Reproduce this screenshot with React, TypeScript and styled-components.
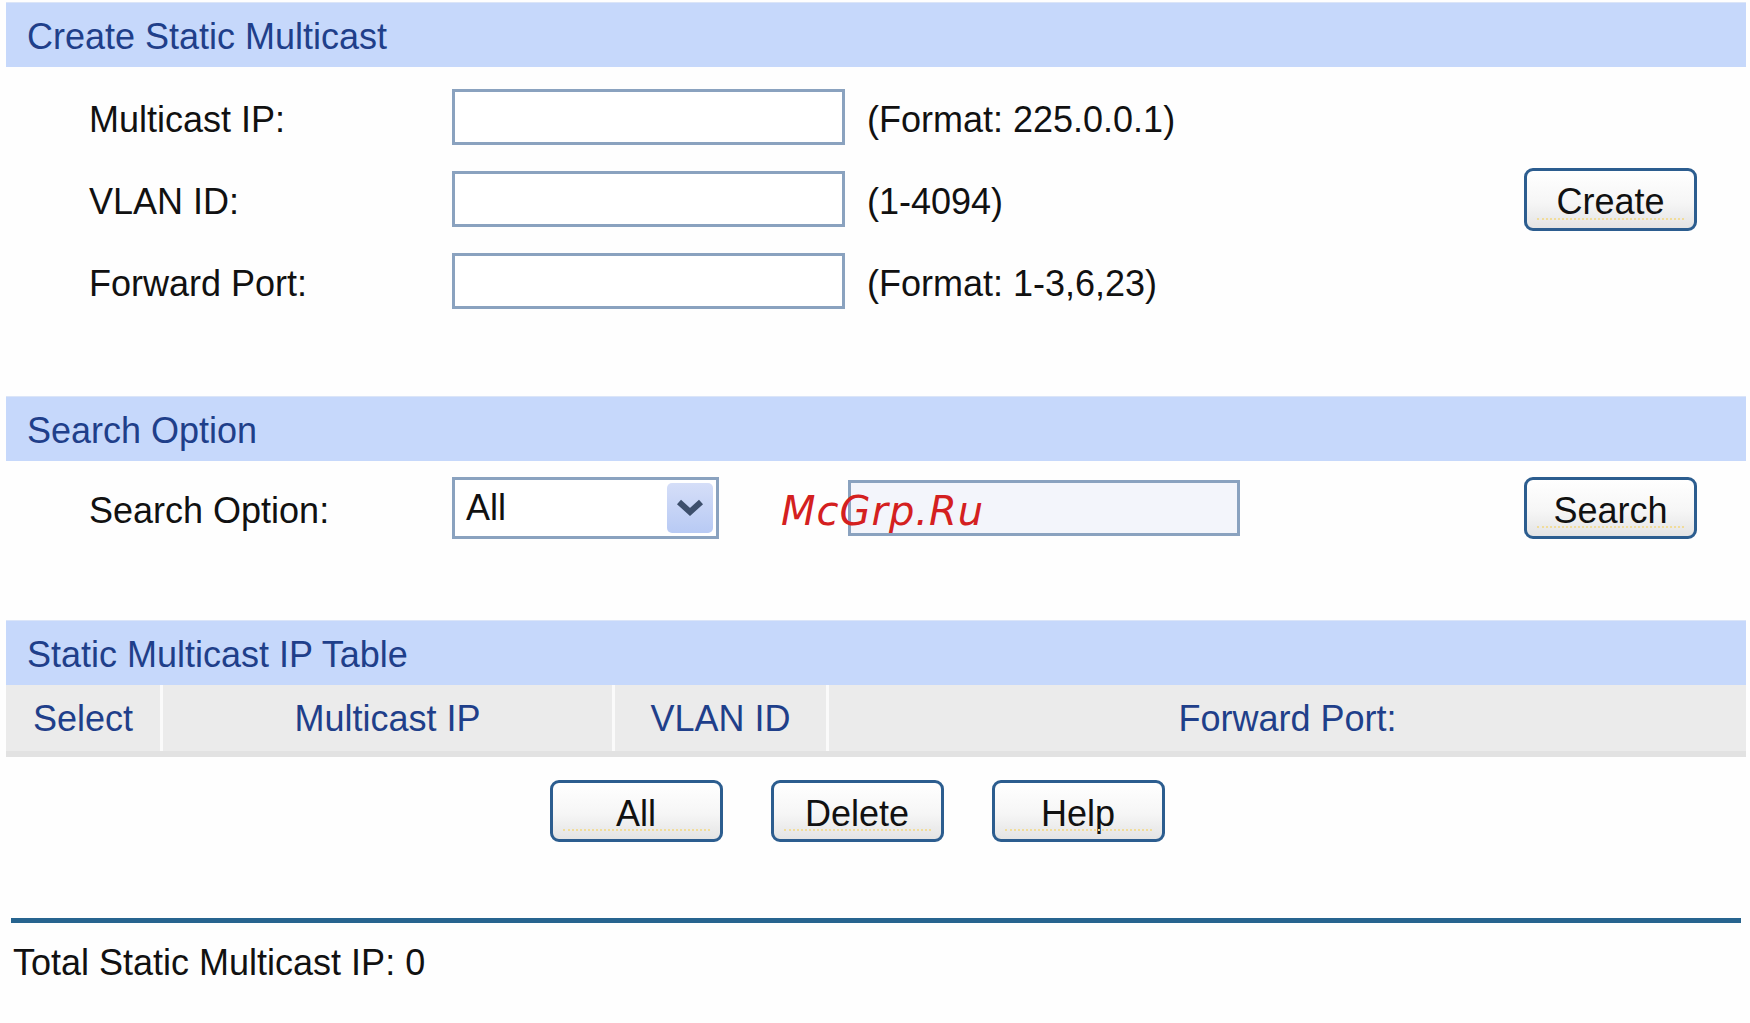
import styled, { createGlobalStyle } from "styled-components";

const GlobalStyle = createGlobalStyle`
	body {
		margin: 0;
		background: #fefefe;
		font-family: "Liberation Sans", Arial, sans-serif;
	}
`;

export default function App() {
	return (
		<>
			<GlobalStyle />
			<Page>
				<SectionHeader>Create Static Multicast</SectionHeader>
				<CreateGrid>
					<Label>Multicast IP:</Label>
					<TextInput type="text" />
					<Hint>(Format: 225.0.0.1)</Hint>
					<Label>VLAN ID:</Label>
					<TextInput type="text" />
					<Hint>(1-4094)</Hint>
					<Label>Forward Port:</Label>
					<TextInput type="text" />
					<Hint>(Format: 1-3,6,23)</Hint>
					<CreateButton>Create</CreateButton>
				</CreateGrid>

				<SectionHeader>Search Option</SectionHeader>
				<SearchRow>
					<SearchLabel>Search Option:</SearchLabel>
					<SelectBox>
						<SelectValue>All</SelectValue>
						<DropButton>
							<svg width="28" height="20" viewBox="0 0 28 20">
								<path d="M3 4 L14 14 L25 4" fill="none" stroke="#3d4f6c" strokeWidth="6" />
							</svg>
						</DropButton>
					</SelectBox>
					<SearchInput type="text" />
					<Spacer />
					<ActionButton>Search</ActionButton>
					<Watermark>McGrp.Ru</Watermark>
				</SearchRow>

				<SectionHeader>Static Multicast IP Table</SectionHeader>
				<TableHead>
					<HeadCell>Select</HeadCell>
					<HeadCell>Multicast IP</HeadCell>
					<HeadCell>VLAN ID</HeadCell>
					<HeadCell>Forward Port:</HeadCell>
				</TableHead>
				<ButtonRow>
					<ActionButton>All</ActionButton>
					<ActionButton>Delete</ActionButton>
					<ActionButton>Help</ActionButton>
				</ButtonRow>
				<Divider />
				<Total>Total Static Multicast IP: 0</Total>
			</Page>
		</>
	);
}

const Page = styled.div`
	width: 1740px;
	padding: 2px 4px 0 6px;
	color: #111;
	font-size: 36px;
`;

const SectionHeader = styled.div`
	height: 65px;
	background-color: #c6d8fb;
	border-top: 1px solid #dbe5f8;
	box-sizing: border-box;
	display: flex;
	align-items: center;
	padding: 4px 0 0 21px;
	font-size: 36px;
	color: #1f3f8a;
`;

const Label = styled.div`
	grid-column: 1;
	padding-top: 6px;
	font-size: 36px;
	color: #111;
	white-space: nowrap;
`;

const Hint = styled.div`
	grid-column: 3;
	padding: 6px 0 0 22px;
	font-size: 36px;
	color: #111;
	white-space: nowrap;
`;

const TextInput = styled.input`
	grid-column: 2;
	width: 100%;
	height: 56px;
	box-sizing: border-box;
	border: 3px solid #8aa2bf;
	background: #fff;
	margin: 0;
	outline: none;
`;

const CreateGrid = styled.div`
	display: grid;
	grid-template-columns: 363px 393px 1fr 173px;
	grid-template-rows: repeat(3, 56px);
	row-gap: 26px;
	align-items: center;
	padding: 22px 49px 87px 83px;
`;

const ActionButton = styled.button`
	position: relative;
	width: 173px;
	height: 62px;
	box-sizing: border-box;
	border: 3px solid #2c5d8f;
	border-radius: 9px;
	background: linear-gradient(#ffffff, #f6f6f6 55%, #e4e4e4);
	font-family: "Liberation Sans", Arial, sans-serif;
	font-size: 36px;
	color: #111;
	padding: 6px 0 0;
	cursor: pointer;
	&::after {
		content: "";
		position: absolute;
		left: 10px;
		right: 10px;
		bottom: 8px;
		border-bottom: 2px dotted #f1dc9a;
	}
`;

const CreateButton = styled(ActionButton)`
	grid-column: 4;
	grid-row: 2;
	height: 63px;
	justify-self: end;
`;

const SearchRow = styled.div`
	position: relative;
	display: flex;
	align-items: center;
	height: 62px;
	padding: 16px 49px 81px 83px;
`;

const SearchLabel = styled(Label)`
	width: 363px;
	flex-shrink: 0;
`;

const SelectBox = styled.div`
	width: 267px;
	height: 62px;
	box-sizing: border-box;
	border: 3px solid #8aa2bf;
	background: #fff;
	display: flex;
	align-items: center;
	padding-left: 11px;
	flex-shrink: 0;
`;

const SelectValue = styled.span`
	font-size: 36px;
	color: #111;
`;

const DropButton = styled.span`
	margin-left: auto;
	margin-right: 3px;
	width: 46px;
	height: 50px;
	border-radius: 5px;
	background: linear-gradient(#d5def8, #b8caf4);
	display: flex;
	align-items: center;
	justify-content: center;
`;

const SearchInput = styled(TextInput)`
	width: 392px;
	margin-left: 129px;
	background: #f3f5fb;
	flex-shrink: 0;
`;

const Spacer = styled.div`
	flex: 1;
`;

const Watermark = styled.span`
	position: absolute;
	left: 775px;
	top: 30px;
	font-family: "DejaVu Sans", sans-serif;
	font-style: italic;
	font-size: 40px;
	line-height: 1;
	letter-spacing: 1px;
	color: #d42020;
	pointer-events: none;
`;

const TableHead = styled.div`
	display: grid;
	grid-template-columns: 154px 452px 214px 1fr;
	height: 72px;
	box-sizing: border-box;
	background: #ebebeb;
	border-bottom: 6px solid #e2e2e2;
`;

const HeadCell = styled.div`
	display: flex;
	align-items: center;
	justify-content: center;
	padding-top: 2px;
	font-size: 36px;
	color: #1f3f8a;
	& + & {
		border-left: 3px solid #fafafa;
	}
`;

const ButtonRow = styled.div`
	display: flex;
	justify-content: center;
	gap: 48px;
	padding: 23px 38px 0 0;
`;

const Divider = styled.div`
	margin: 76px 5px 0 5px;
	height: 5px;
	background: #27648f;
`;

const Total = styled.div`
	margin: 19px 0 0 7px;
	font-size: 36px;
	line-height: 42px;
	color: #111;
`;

**PROBLEM STATEMENT:** Search the data for the string "components". List each line that has it.

**SOLUTION TO THE EXERCISE:**
Reproduce this screenshot with React, TypeScript and styled-components.
import styled, { createGlobalStyle } from "styled-components";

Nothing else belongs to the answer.